In “vasci” di piccole dimensioni, invece, posizionati su vicoli o cortili interni, si ritiene quasi inevitabile posizionare una fontanella esterna per sbrigare alcune operazioni sanitarie direttamente sul marciapiede.

Spesso in zone di mare, i “vasci” vengono destinati a case vacanze. Se il cambio di destinazione d’uso non è stato ancora assentito, l’operazione viene fatta “a nero”. In questo caso il numero degli occupanti è indefinito e varia da 2 a 200, a seconda delle ferie, le malattie, le neo-nascite ecc. In  ogni caso, tutti sono avvertiti: se si presenta la guardia di finanza, devono dire che sono amici del proprietario e che si sono solo eccezionalmente, per una notte sola, “appoggiati” in questo piano terra, per una qualche causa imprevista, che può essere uno sfratto come un terremoto.

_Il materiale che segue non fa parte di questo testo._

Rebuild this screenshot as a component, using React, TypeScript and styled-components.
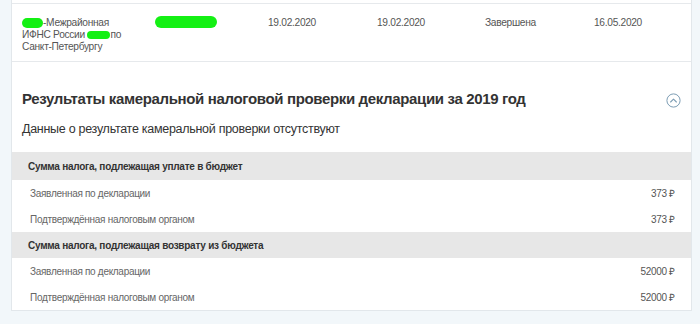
import styled, { createGlobalStyle } from 'styled-components'

const GlobalStyle = createGlobalStyle`
  html, body { margin: 0; padding: 0; }
  body {
    background: #f2f7fa;
    font-family: "Liberation Sans", Arial, sans-serif;
    color: #333;
  }
`

type Row = { label: string; value?: string }
type Group = { title: string; rows: Row[] }

const groups: Group[] = [
  {
    title: 'Сумма налога, подлежащая уплате в бюджет',
    rows: [
      { label: 'Заявленная по декларации', value: '373' },
      { label: 'Подтверждённая налоговым органом', value: '373' },
    ],
  },
  {
    title: 'Сумма налога, подлежащая возврату из бюджета',
    rows: [
      { label: 'Заявленная по декларации', value: '52000' },
      { label: 'Подтверждённая налоговым органом', value: '52000' },
    ],
  },
]

function ChevronCircle() {
  return (
    <svg width="15" height="15" viewBox="0 0 15 15" fill="none">
      <circle cx="7.5" cy="7.5" r="6.6" stroke="#7d9db4" strokeWidth="1" />
      <path d="M4.6 9 L7.5 6.1 L10.4 9" stroke="#7d9db4" strokeWidth="1.1" strokeLinecap="round" strokeLinejoin="round" />
    </svg>
  )
}

export default function App() {
  return (
    <>
      <GlobalStyle />
      <Page>
        <Card>
          <DeclRow>
            <Cell>
              <Blot w={21} h={10} />-Межрайонная<br />
              ИФНС России <Blot w={23} h={8} />по<br />
              Санкт-Петербургу
            </Cell>
            <Cell><Blot w={62} h={12} $lift={-1} /></Cell>
            <Cell>19.02.2020</Cell>
            <Cell>19.02.2020</Cell>
            <Cell>Завершена</Cell>
            <Cell>16.05.2020</Cell>
          </DeclRow>

          <Section>
            <SectionHead>
              <h2>Результаты камеральной налоговой проверки декларации за 2019 год</h2>
              <Toggle><ChevronCircle /></Toggle>
            </SectionHead>
            <Note>Данные о результате камеральной проверки отсутствуют</Note>
          </Section>

          <Table>
            {groups.map((g, gi) => (
              <div key={gi}>
                <Band $first={gi === 0}>{g.title}</Band>
                {g.rows.map((r, ri) => (
                  <Line key={ri}>
                    <span>{r.label}</span>
                    <Amount>{r.value} ₽</Amount>
                  </Line>
                ))}
              </div>
            ))}
          </Table>
        </Card>
      </Page>
    </>
  )
}

const Page = styled.div`
  width: 700px; height: 324px; overflow: hidden;
  padding: 0 8px 0 11px; box-sizing: border-box;
`

const Card = styled.div`
  background: #fff;
  border: 1px solid #e2e7eb; border-top: none;
  padding-top: 3px;
`

const DeclRow = styled.div`
  display: grid;
  grid-template-columns: 133px 113px 109px 108px 109px 1fr;
  padding: 12px 10px 0 10px; height: 59px; box-sizing: border-box;
  border-top: 1px solid #e6e9ec; border-bottom: 1px solid #e6e9ec;
`

const Cell = styled.div`
  font-size: 10.2px; line-height: 12px; color: #555; letter-spacing: -0.3px;
  padding-top: 1px;
`

const Blot = styled.span<{ w: number; h: number; $lift?: number }>`
  display: inline-block; vertical-align: middle;
  width: ${p => p.w}px; height: ${p => p.h}px;
  border-radius: ${p => p.h / 2}px;
  background: #14f014;
  filter: blur(0.6px);
  position: relative; top: ${p => p.$lift ?? 0}px;
`

const Section = styled.section`
  padding: 27px 10px 0 10px;
`

const SectionHead = styled.div`
  display: flex; align-items: center; justify-content: space-between;
  h2 {
    margin: 0; font-size: 15px; line-height: 20px; font-weight: bold; color: #333;
    letter-spacing: -0.35px;
  }
`

const Toggle = styled.span`
  display: flex; margin-top: 2px; margin-right: 0;
`

const Note = styled.p`
  margin: 12px 0 0 0; font-size: 12.5px; line-height: 16px; color: #333;
  letter-spacing: -0.28px;
`

const Table = styled.div`
  margin-top: 15px;
`

const Band = styled.div<{ $first?: boolean }>`
  background: #e7e7e7;
  height: ${p => (p.$first ? 28 : 26)}px;
  display: flex; align-items: center;
  padding: 0 16px;
  font-size: 10px; font-weight: bold; color: #333; letter-spacing: -0.25px;
`

const Line = styled.div`
  height: 26px;
  display: flex; align-items: center; justify-content: space-between;
  padding: 0 16px 0 18px;
  font-size: 10px; color: #666; letter-spacing: -0.3px;
`

const Amount = styled.span`
  color: #555;
`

Quando il “vascio” utilizzato come casa vacanze estiva è molto piccolo, i sociologi più attenti hanno osservato il verificarsi del fenomeno dell’”alternanza abitativa”: è il capo famiglia a stabilire una rotazione delle presenze per alleggerire il carico urbanistico dell’immobile. Tale turnazione è praticamente inevitabile per l’uso del bagno, ma, in casi più gravi, anche per quello dei posti letto. Per questo, alcuni abitanti del “vascio minimo” trascorrono l’intera vacanza come sintonizzati sul fuso orario di Melbourne.

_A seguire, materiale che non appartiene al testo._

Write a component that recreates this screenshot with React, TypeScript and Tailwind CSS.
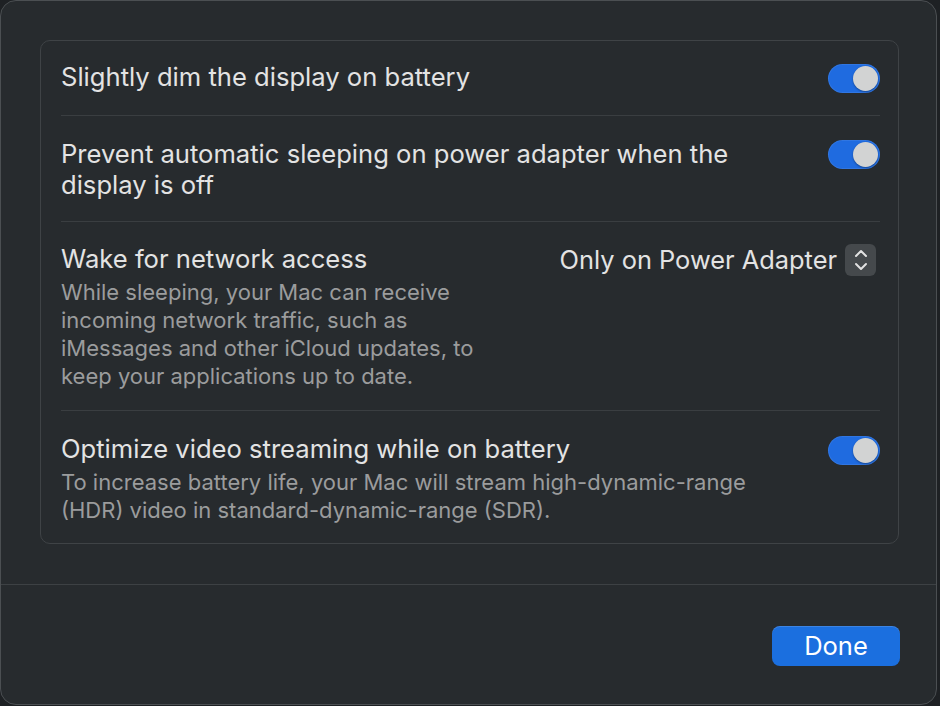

Infine, specie se “in nero”, il “vascio” realizza il sogno di tutti i vacanzieri italiani: farsi le ferie al mare spendendo poco. Praticamente un ossimoro. Per questo il “vascio” rientra di diritto nella categoria delle case ideali.

Gli architetti finora hanno sottovalutato il valore architettonico del “vascio”, snobbando potenziali incarichi poiché sfiduciati dall’irrilevante problema della destinazione d’uso.

Lasciando ad incompetenti, muratori e cugini di questo e quell’altro il compito di coniugare il grande tema dell’architettura del “vascio”.